Hart wonders: If you had the chance to speak to this father in the moment of his deepest grief, what should you say? Hart argues that only a moral cretin would have approached that father with abstract theological explanation: “Sir, your children’s deaths are a part of God’s eternal but mysterious counsels” or “Your children’s deaths, tragic as they may seem, in the larger sense serve God’s complex design for creation” or “It’s all part of God’s plan.” Most of us, Hart says, would have the good sense and empathy not to talk like that to the father. Hart then takes his point to the next level: “And this should tell us something. For if we think it shamefully foolish and cruel to say such things in the moment when another’s sorrow is most real and irresistibly painful, then we ought never to say them.”
His point is as prophetic as it is pastoral. If we mustn’t say such things to a father in grief, we ought never to say them about God. Indeed, if we are able to utter such things about God, it’s a sure sign that scripture has been conscripted into the service of a dogmatic tradition and thus religion has corrupted our conscience.
Beating at the heart of That All Shall Be Saved: Heaven, Hell, and Universal Salvation is this same righteous indignation. As readers of his previous work will anticipate, the book displays the diverse range of Hart’s intellectual gifts. It is at once a theological argument, an exegetical examination, a patristic study, a metaphysical inquiry, and an astringent and often playful polemic against the alleged doctrine of eternal hell.
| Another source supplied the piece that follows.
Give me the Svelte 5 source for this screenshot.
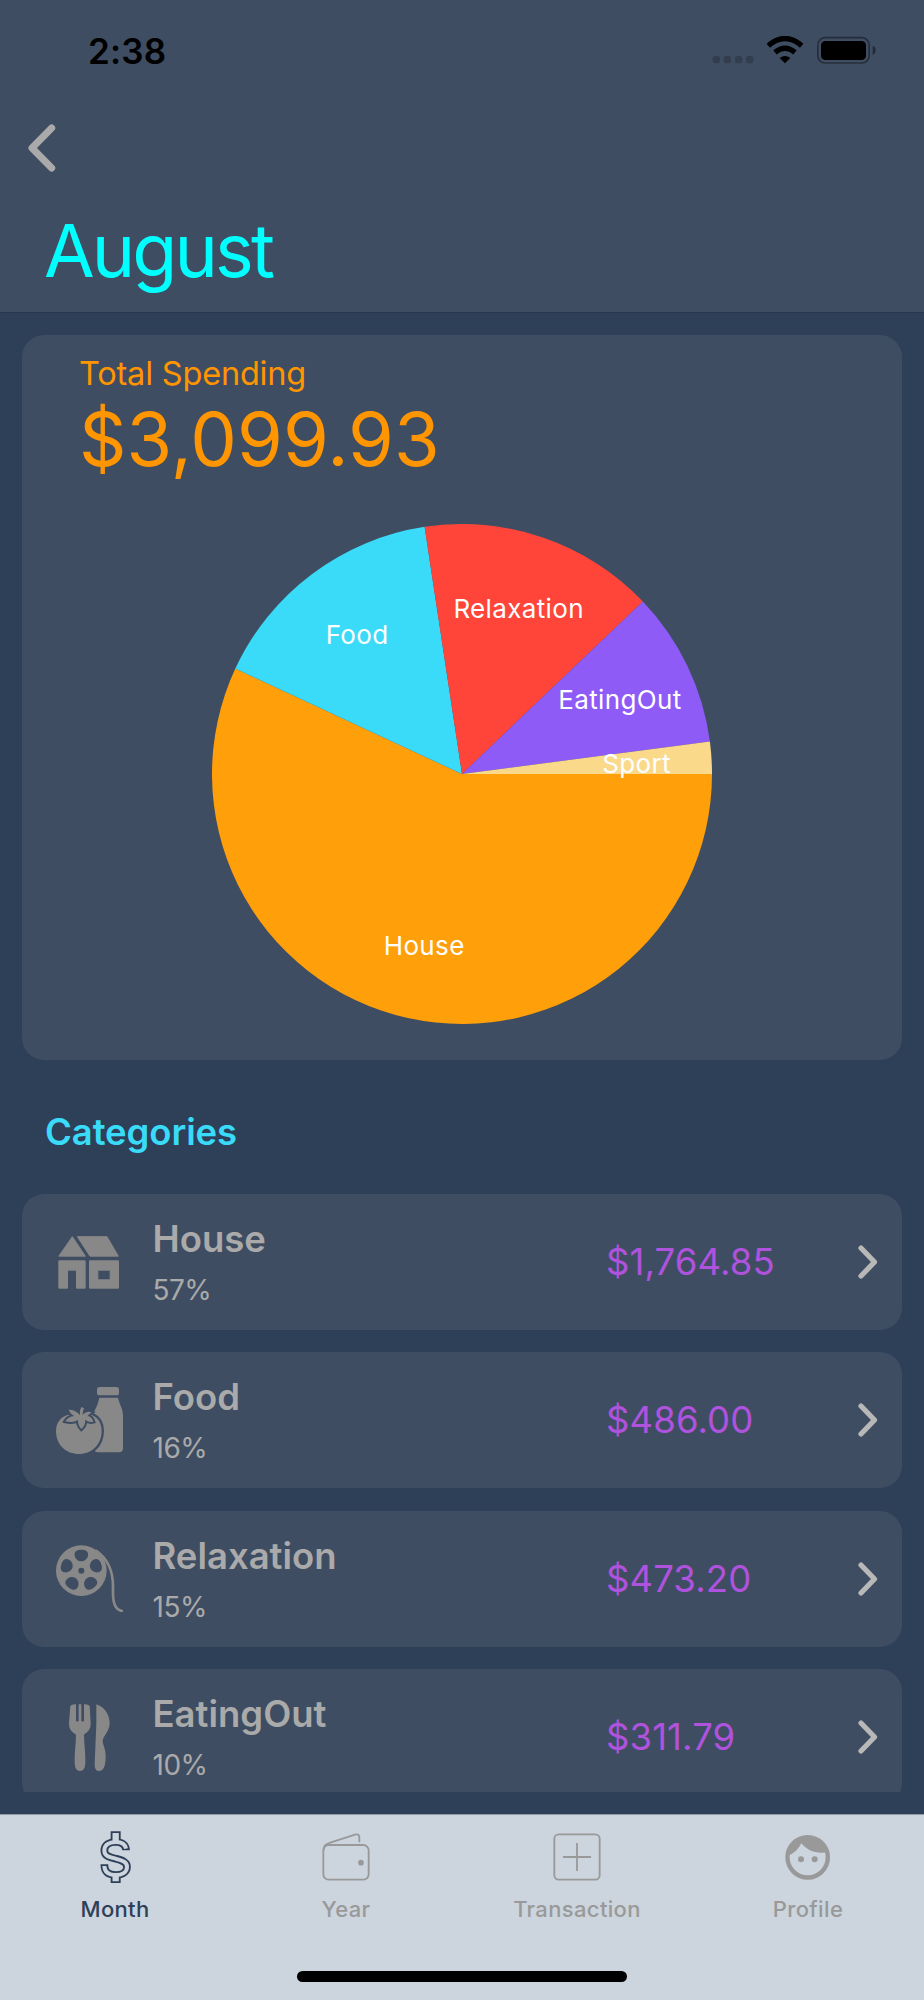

But behind the turns of logic and philosophical jargon, That All Shall Be Saved is primarily the work of a stirred and unyielding conscience.
Hart insists that the transcendent God of absolute love and infinite goodness would not bring into existence a world in which one or more human beings might be condemned to everlasting misery and suffering. If this key claim is true, then it surely follows that “the God in whom the majority of Christians throughout history have professed belief appears to be evil (at least judging by the dreadful things they say about him).”
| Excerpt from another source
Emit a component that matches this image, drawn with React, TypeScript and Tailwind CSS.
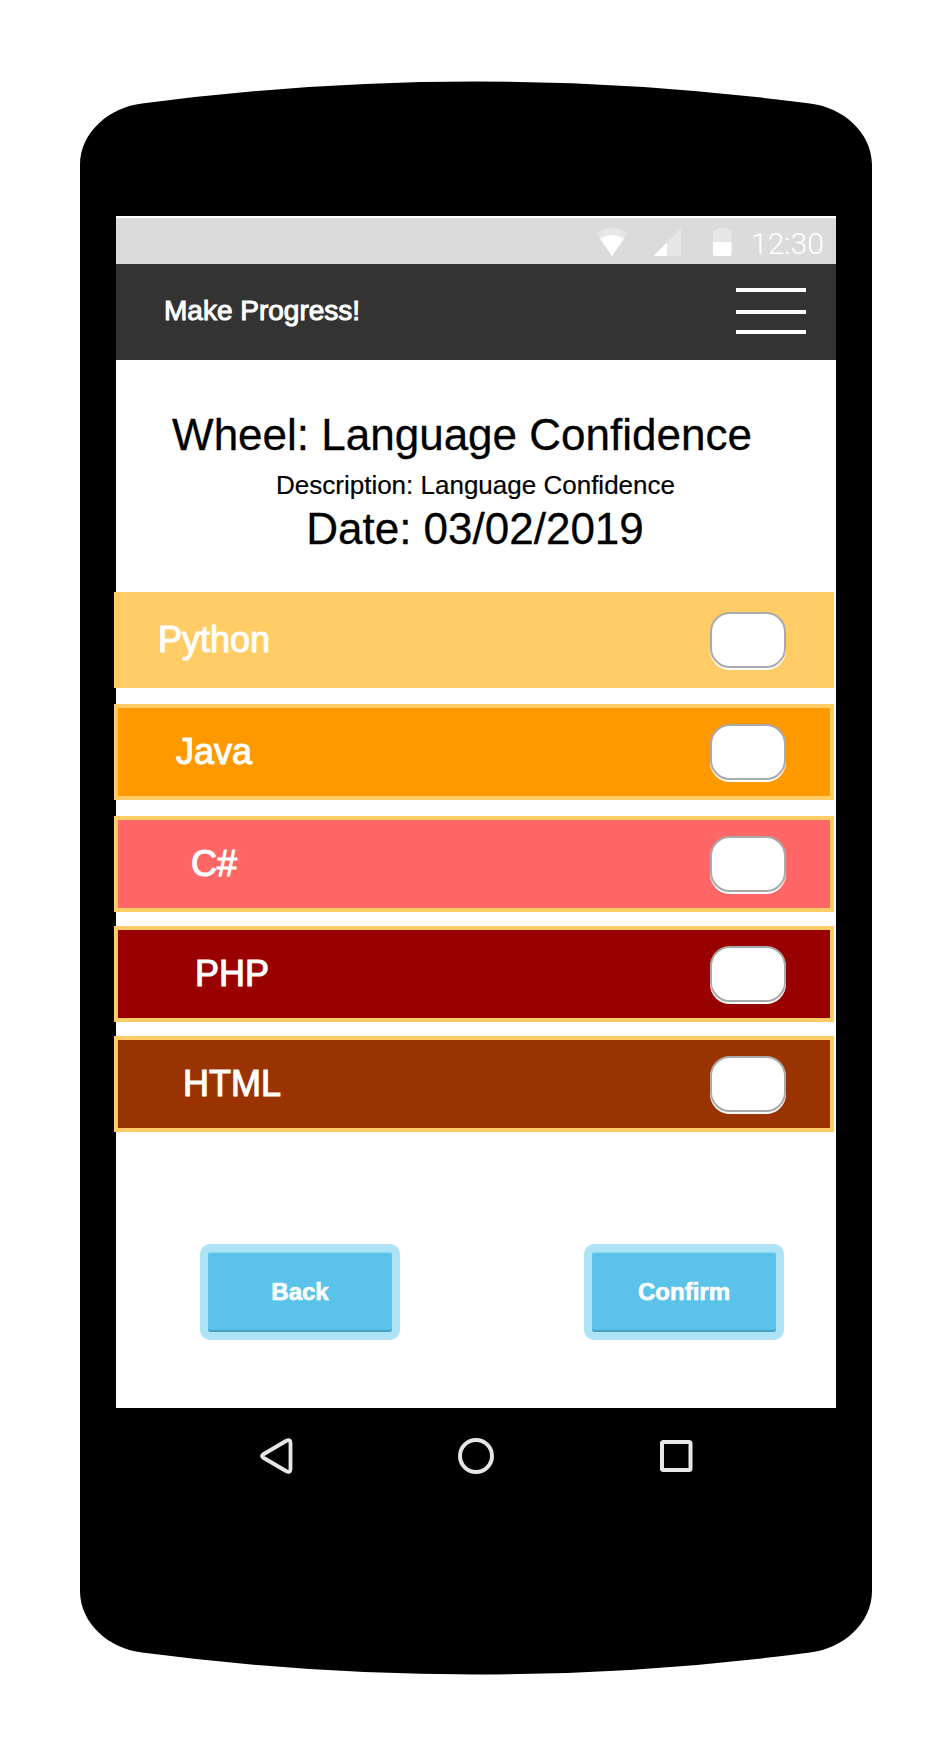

The elegance and erudition of Hart’s sometimes overwrought prose can prove misleading. Whereas Flannery O’Connor employed bizarre characters and grotesque plot turns to shock her readers awake, Hart deploys syllogisms and writings of the church fathers to the same end. Readers who would place Hart nearer to Plato than, say, Amos have not grasped the pathos behind the writing. As much as the prophets, Hart thunders against the corrosive effects of Christianities rendered cruel through their incoherence. In doing so, he alerts readers to a simple but often forgotten truth: if the behavior or character of the deity you describe would elicit moral revulsion when attributed to any other creature, then the god in question is but a creature. It is not the Creator.
His theological arguments and scriptural exegesis aside, it really is that simple for Hart—just as it was, he argues, for more of the ancient Christians than their posterity has permitted us to remember. The Father is not less merciful than the Son enjoins his disciples to be, nor does the Spirit sow fruit in us that is absent in or incongruent with the Father’s own attributes. God is good, as we teach our children. And we can teach our children that God is good because our conception of the good is analogous to the God who is Goodness itself and who has been disclosed to us in the self-giving of Christ. As Gregory of Nyssa taught, “the Word and he from whom he is do not differ in their nature.”
The Father is not less merciful than the Son enjoins his disciples to be.